En ese instante, el dragón rodeó un cerro. El monstruoso ojo ambarino se clavó en los hombres, iluminando las armaduras con destellos y resplandores bermejos. Hubo un terrible alarido quejumbroso y, con ímpetu demoledor, la bestia prosiguió su carrera.
—¡Dios misericordioso!
La lanza golpeó bajo el ojo amarillo sin párpado y el hombre voló por el aire. El dragón se le abalanzó, lo derribó, lo aplastó y el monstruo negro lanzó al otro jinete a unos treinta metros de distancia, contra la pared de una roca. Gimiendo, gimiendo siempre, el dragón pasó, vociferando, todo fuego alrededor y debajo: un sol rosado, amarillo, naranja, con plumones suaves de humo enceguecedor.
—¿Viste? —gritó una voz—. ¿No te lo había dicho?

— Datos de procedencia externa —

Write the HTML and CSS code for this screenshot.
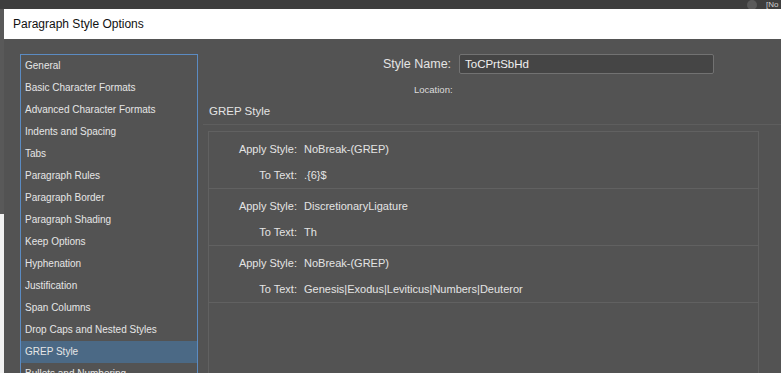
FILE: index.html
```html
<!DOCTYPE html>
<html lang="en">
<head>
    <meta charset="UTF-8">
    <title>Paragraph Style Options</title>
    <link rel="stylesheet" href="styles.css">
</head>
<body>
    <div class="topstrip">
        <span class="app-dot"></span>
        <span class="app-label">[No</span>
    </div>
    <div class="main">
        <div class="doc-edge"></div>
        <div class="dialog">
            <div class="titlebar">Paragraph Style Options</div>
            <div class="dialog-body">
                <ul class="sections">
                    <li>General</li>
                    <li>Basic Character Formats</li>
                    <li>Advanced Character Formats</li>
                    <li>Indents and Spacing</li>
                    <li>Tabs</li>
                    <li>Paragraph Rules</li>
                    <li>Paragraph Border</li>
                    <li>Paragraph Shading</li>
                    <li>Keep Options</li>
                    <li>Hyphenation</li>
                    <li>Justification</li>
                    <li>Span Columns</li>
                    <li>Drop Caps and Nested Styles</li>
                    <li class="selected">GREP Style</li>
                    <li>Bullets and Numbering</li>
                </ul>
                <div class="content">
                    <div class="name-row">
                        <label class="name-label">Style Name:</label>
                        <div class="name-input">ToCPrtSbHd</div>
                    </div>
                    <div class="location-row">
                        <span class="location-label">Location:</span>
                    </div>
                    <h2 class="section-title">GREP Style</h2>
                    <div class="grep-panel">
                        <div class="grep-row">
                            <div class="grep-line"><span class="key">Apply Style:</span><span>NoBreak-(GREP)</span></div>
                            <div class="grep-line"><span class="key">To Text:</span><span>.{6}$</span></div>
                        </div>
                        <div class="grep-row">
                            <div class="grep-line"><span class="key">Apply Style:</span><span>DiscretionaryLigature</span></div>
                            <div class="grep-line"><span class="key">To Text:</span><span>Th</span></div>
                        </div>
                        <div class="grep-row">
                            <div class="grep-line"><span class="key">Apply Style:</span><span>NoBreak-(GREP)</span></div>
                            <div class="grep-line"><span class="key">To Text:</span><span>Genesis|Exodus|Leviticus|Numbers|Deuteror</span></div>
                        </div>
                    </div>
                </div>
            </div>
        </div>
    </div>
</body>
</html>
```

FILE: styles.css
```css
html, body {
    margin: 0;
    padding: 0;
}
body {
    width: 781px;
    height: 373px;
    overflow: hidden;
    background: #535353;
    font-family: "Liberation Sans", Arial, sans-serif;
    color: #e4e4e4;
}
.topstrip {
    height: 9px;
    background: #3e3e3e;
    display: flex;
    justify-content: flex-end;
    align-items: center;
    overflow: hidden;
}
.app-dot {
    width: 10px;
    height: 10px;
    border-radius: 50%;
    background: #5a5a5a;
    margin-right: 9px;
}
.app-label {
    font-size: 8px;
    line-height: 9px;
    color: #cfcfcf;
    width: 15px;
}
.main {
    display: flex;
    height: 364px;
}
.doc-edge {
    width: 4px;
    background: linear-gradient(#595959 0, #595959 205px, #f2f2f2 205px);
}
.dialog {
    flex: 1;
    display: flex;
    flex-direction: column;
}
.titlebar {
    height: 30px;
    background: #ffffff;
    color: #111;
    font-size: 12px;
    line-height: 30px;
    padding-left: 9px;
}
.dialog-body {
    flex: 1;
    display: flex;
    padding: 15px 0 0 16px;
    background: #535353;
}
.sections {
    list-style: none;
    margin: 0;
    padding: 0;
    width: 176px;
    border: 1px solid #5b8bc2;
    border-bottom: none;
    font-size: 10px;
    color: #e6e6e6;
    flex-shrink: 0;
}
.sections li {
    height: 22px;
    line-height: 22px;
    padding-left: 4px;
}
.sections li.selected {
    background: #4b6985;
}
.content {
    flex: 1;
    padding-left: 5px;
    display: flex;
    flex-direction: column;
}
.name-row {
    display: flex;
    align-items: center;
    height: 20px;
    padding-left: 180px;
}
.name-label {
    font-size: 12.5px;
    width: 76px;
}
.name-input {
    width: 248px;
    height: 18px;
    line-height: 18px;
    background: #454545;
    border: 1px solid #727272;
    border-radius: 2px;
    padding-left: 5px;
    font-size: 11.5px;
    color: #f0f0f0;
}
.location-row {
    height: 30px;
    padding-left: 211px;
    display: flex;
    align-items: center;
}
.location-label {
    font-size: 9.5px;
    color: #dcdcdc;
}
.section-title {
    margin: 0;
    font-weight: normal;
    font-size: 11.5px;
    height: 14px;
    line-height: 14px;
    padding-left: 6px;
    padding-bottom: 6px;
    border-bottom: 1px solid #5e5e5e;
}
.grep-panel {
    margin: 6px 22px 0 5px;
    flex: 1;
    border: 1px solid #616161;
    border-bottom: none;
}
.grep-row {
    height: 57px;
    padding-top: 4px;
    box-sizing: border-box;
    border-bottom: 1px solid #616161;
    font-size: 11px;
}
.grep-line {
    display: flex;
    height: 26px;
    line-height: 26px;
}
.key {
    width: 88px;
    text-align: right;
    margin-right: 7px;
}
```
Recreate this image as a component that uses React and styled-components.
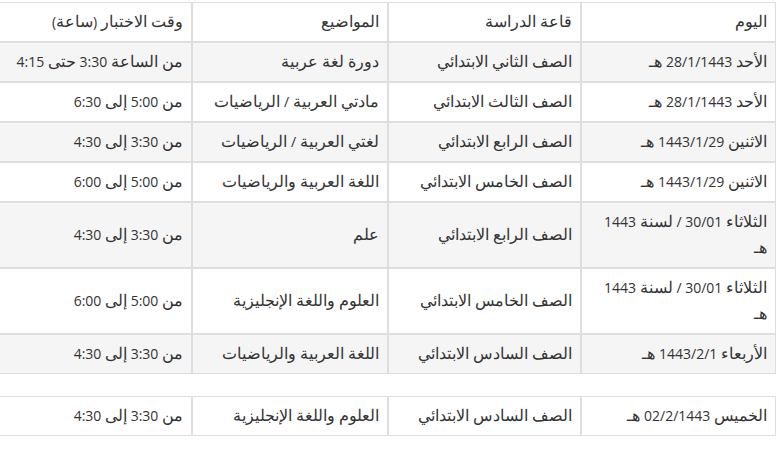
import React from "react";
import styled, { createGlobalStyle } from "styled-components";

const Global = createGlobalStyle`
  html, body { margin: 0; padding: 0; background: #fff; }
  body { font-family: "Open Sans", sans-serif; }
`;

const Wrapper = styled.div`
  direction: rtl;
  overflow: hidden;
  width: 779px;
  box-sizing: border-box;
  padding: 2px 3px 0 0;
`;

const Table = styled.table`
  direction: rtl;
  border-collapse: separate;
  border-spacing: 0;
  table-layout: fixed;
  width: 777px;
  font-size: 14px;
  color: #333;
  font-family: "Open Sans", sans-serif;
`;

const Row = styled.tr`
  background: ${(p) => (p.$striped ? "#f5f5f5" : "#fff")};
`;

const Cell = styled.td`
  border: 1px solid #dedede;
  padding: 6px 8px;
  line-height: 26px;
  text-align: right;
  vertical-align: middle;
  box-sizing: border-box;
`;

const Arabic = styled.span`
  font-size: 16px;
  line-height: 16px;
`;

const Spacer = styled.td`
  height: 22px;
  padding: 0;
`;

const header = ["اليوم", "قاعة الدراسة", "المواضيع", "وقت الاختبار (ساعة)"];

const rows = [
  ["الأحد 28/1/1443 هـ", "الصف الثاني الابتدائي", "دورة لغة عربية", "من الساعة 3:30 حتى 4:15"],
  ["الأحد 28/1/1443 هـ", "الصف الثالث الابتدائي", "مادتي العربية / الرياضيات", "من 5:00 إلى 6:30"],
  ["الاثنين 1443/1/29 هـ", "الصف الرابع الابتدائي", "لغتي العربية / الرياضيات", "من 3:30 إلى 4:30"],
  ["الاثنين 1443/1/29 هـ", "الصف الخامس الابتدائي", "اللغة العربية والرياضيات", "من 5:00 إلى 6:00"],
  ["الثلاثاء 30/01 / لسنة 1443 هـ", "الصف الرابع الابتدائي", "علم", "من 3:30 إلى 4:30"],
  ["الثلاثاء 30/01 / لسنة 1443 هـ", "الصف الخامس الابتدائي", "العلوم واللغة الإنجليزية", "من 5:00 إلى 6:00"],
  ["الأربعاء 1443/2/1 هـ", "الصف السادس الابتدائي", "اللغة العربية والرياضيات", "من 3:30 إلى 4:30"],
];

const lastRow = ["الخميس 02/2/1443 هـ", "الصف السادس الابتدائي", "العلوم واللغة الإنجليزية", "من 3:30 إلى 4:30"];

const widths = [195, 193, 196, 193];

function Text({ children }) {
  const parts = children.split(/([\u0600-\u06FF]+(?:\s+[\u0600-\u06FF]+)*)/);
  return parts.map((p, i) =>
    i % 2 === 1 ? <Arabic key={i}>{p}</Arabic> : <React.Fragment key={i}>{p}</React.Fragment>
  );
}

function DataRow({ cells, striped }) {
  return (
    <Row $striped={striped}>
      {cells.map((c, ci) => (
        <Cell key={ci}>
          <Text>{c}</Text>
        </Cell>
      ))}
    </Row>
  );
}

export default function App() {
  return (
    <>
      <Global />
      <Wrapper>
        <Table>
          <colgroup>
            {widths.map((w, i) => (
              <col key={i} style={{ width: w }} />
            ))}
          </colgroup>
          <tbody>
            <DataRow cells={header} />
            {rows.map((r, ri) => (
              <DataRow key={ri} cells={r} striped={ri % 2 === 0} />
            ))}
            <Row>
              <Spacer colSpan={4} />
            </Row>
            <DataRow cells={lastRow} />
          </tbody>
        </Table>
      </Wrapper>
    </>
  );
}
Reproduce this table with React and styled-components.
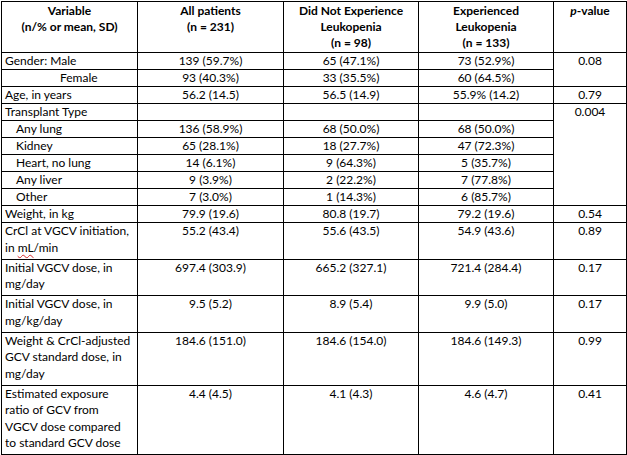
import React from "react";
import styled, { createGlobalStyle } from "styled-components";

const GlobalStyle = createGlobalStyle`
  html, body {
    margin: 0;
    padding: 0;
    background: #ffffff;
  }
  body {
    font-family: Lato, "Open Sans", sans-serif;
    color: #000000;
  }
`;

const Page = styled.div`
  padding: 1px 0 0 1px;
`;

const Table = styled.table`
  border-collapse: collapse;
  table-layout: fixed;
  width: 625px;
  font-size: 12px;
`;

const HeadCell = styled.th`
  border: 1px solid #000;
  padding: 1px 4px 1px;
  line-height: 16px;
  font-weight: 700;
  text-align: center;
  vertical-align: top;
  white-space: nowrap;
`;

const Cell = styled.td`
  border: 1px solid #000;
  padding: 0 4px ${(p) => (p.$multi ? "2.5px" : "0")}
    ${(p) => (p.$label ? `${3 + (p.$indent || 0)}px` : "4px")};
  line-height: ${(p) => (p.$multi ? "16.5px" : "16px")};
  text-align: ${(p) => (p.$label ? "left" : "center")};
  vertical-align: top;
  white-space: nowrap;
`;

const Squiggle = styled.span`
  text-decoration: underline wavy #d42a2a;
  text-decoration-thickness: 1px;
  text-underline-offset: 2px;
`;

const Italic = styled.i`
  font-style: italic;
`;

const rows = [
  { label: ["Gender: Male"], all: "139 (59.7%)", no: "65 (47.1%)", yes: "73 (52.9%)", p: "0.08", span: 2 },
  { label: ["Female"], indent: 55, all: "93 (40.3%)", no: "33 (35.5%)", yes: "60 (64.5%)" },
  { label: ["Age, in years"], all: "56.2 (14.5)", no: "56.5 (14.9)", yes: "55.9% (14.2)", p: "0.79" },
  { label: ["Transplant Type"], all: "", no: "", yes: "", p: "0.004", span: 6 },
  { label: ["Any lung"], indent: 11, all: "136 (58.9%)", no: "68 (50.0%)", yes: "68 (50.0%)" },
  { label: ["Kidney"], indent: 11, all: "65 (28.1%)", no: "18 (27.7%)", yes: "47 (72.3%)" },
  { label: ["Heart, no lung"], indent: 11, all: "14 (6.1%)", no: "9 (64.3%)", yes: "5 (35.7%)" },
  { label: ["Any liver"], indent: 11, all: "9 (3.9%)", no: "2 (22.2%)", yes: "7 (77.8%)" },
  { label: ["Other"], indent: 11, all: "7 (3.0%)", no: "1 (14.3%)", yes: "6 (85.7%)" },
  { label: ["Weight, in kg"], all: "79.9 (19.6)", no: "80.8 (19.7)", yes: "79.2 (19.6)", p: "0.54" },
  {
    label: [
      "CrCl at VGCV initiation,",
      <>
        in <Squiggle>mL</Squiggle>/min
      </>,
    ],
    all: "55.2 (43.4)",
    no: "55.6 (43.5)",
    yes: "54.9 (43.6)",
    p: "0.89",
  },
  { label: ["Initial VGCV dose, in", "mg/day"], all: "697.4 (303.9)", no: "665.2 (327.1)", yes: "721.4 (284.4)", p: "0.17" },
  { label: ["Initial VGCV dose, in", "mg/kg/day"], all: "9.5 (5.2)", no: "8.9 (5.4)", yes: "9.9 (5.0)", p: "0.17" },
  {
    label: ["Weight & CrCl-adjusted", "GCV standard dose, in", "mg/day"],
    all: "184.6 (151.0)",
    no: "184.6 (154.0)",
    yes: "184.6 (149.3)",
    p: "0.99",
  },
  {
    label: ["Estimated exposure", "ratio of GCV from", "VGCV dose compared", "to standard GCV dose"],
    all: "4.4 (4.5)",
    no: "4.1 (4.3)",
    yes: "4.6 (4.7)",
    p: "0.41",
  },
];

function Lines({ items }) {
  return items.map((line, i) => (
    <React.Fragment key={i}>
      {i > 0 && <br />}
      {line}
    </React.Fragment>
  ));
}

export default function App() {
  return (
    <Page>
      <GlobalStyle />
      <Table>
        <colgroup>
          <col style={{ width: 136 }} />
          <col style={{ width: 146 }} />
          <col style={{ width: 135 }} />
          <col style={{ width: 135 }} />
          <col style={{ width: 73 }} />
        </colgroup>
        <thead>
          <tr>
            <HeadCell>
              <Lines items={["Variable", "(n/% or mean, SD)"]} />
            </HeadCell>
            <HeadCell>
              <Lines items={["All patients", "(n = 231)"]} />
            </HeadCell>
            <HeadCell>
              <Lines items={["Did Not Experience", "Leukopenia", "(n = 98)"]} />
            </HeadCell>
            <HeadCell>
              <Lines items={["Experienced", "Leukopenia", "(n = 133)"]} />
            </HeadCell>
            <HeadCell>
              <Italic>p</Italic>-value
            </HeadCell>
          </tr>
        </thead>
        <tbody>
          {rows.map((r, i) => {
            const multi = r.label.length > 1;
            return (
              <tr key={i}>
                <Cell $label $indent={r.indent} $multi={multi}>
                  <Lines items={r.label} />
                </Cell>
                <Cell $multi={multi}>{r.all}</Cell>
                <Cell $multi={multi}>{r.no}</Cell>
                <Cell $multi={multi}>{r.yes}</Cell>
                {r.p !== undefined && (
                  <Cell $multi={multi} rowSpan={r.span || 1}>
                    {r.p}
                  </Cell>
                )}
              </tr>
            );
          })}
        </tbody>
      </Table>
    </Page>
  );
}
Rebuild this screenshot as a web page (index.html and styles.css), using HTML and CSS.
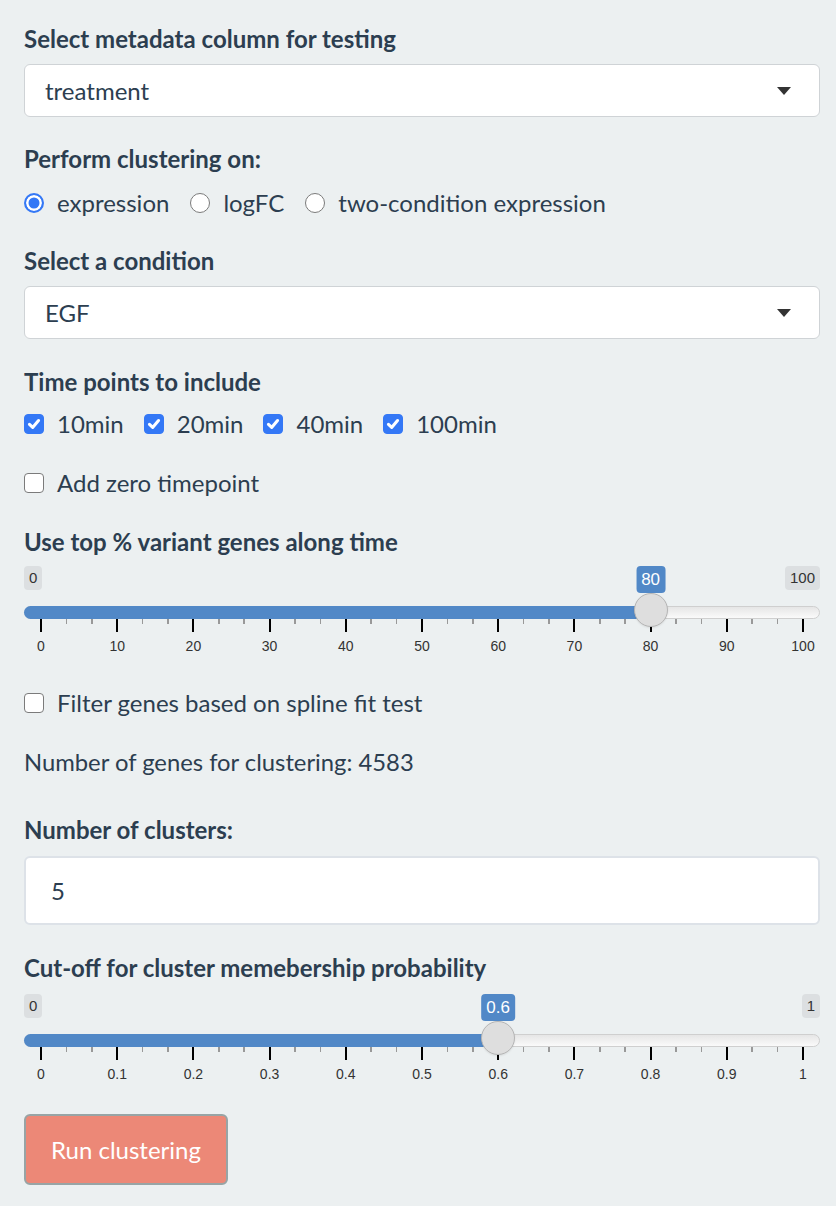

—¡Sí! ¡Sí! ¡Un caballero con armadura! ¡Lo atropellamos!
—¿Vas a detenerte?
—Me detuve una vez; no encontré nada. No me gusta detenerme en este páramo. Me pone la carne de gallina. No sé que siento.
—Pero atropellamos algo.
El tren silbó un buen rato; el hombre no se movió. Una ráfaga de humo dividió la niebla.
—Llegaremos a Stokely a horario. Más carbón, ¿eh, Fred?
Un nuevo silbido, que desprendió el rocío del cielo desierto. El tren nocturno, de fuego y furia, entró en un barranco, trepó por una ladera y se perdió a lo lejos sobre la tierra helada, hacia el norte, desapareciendo para siempre y dejando un humo negro y un vapor que pocos minutos después se disolvieron en el aire quieto.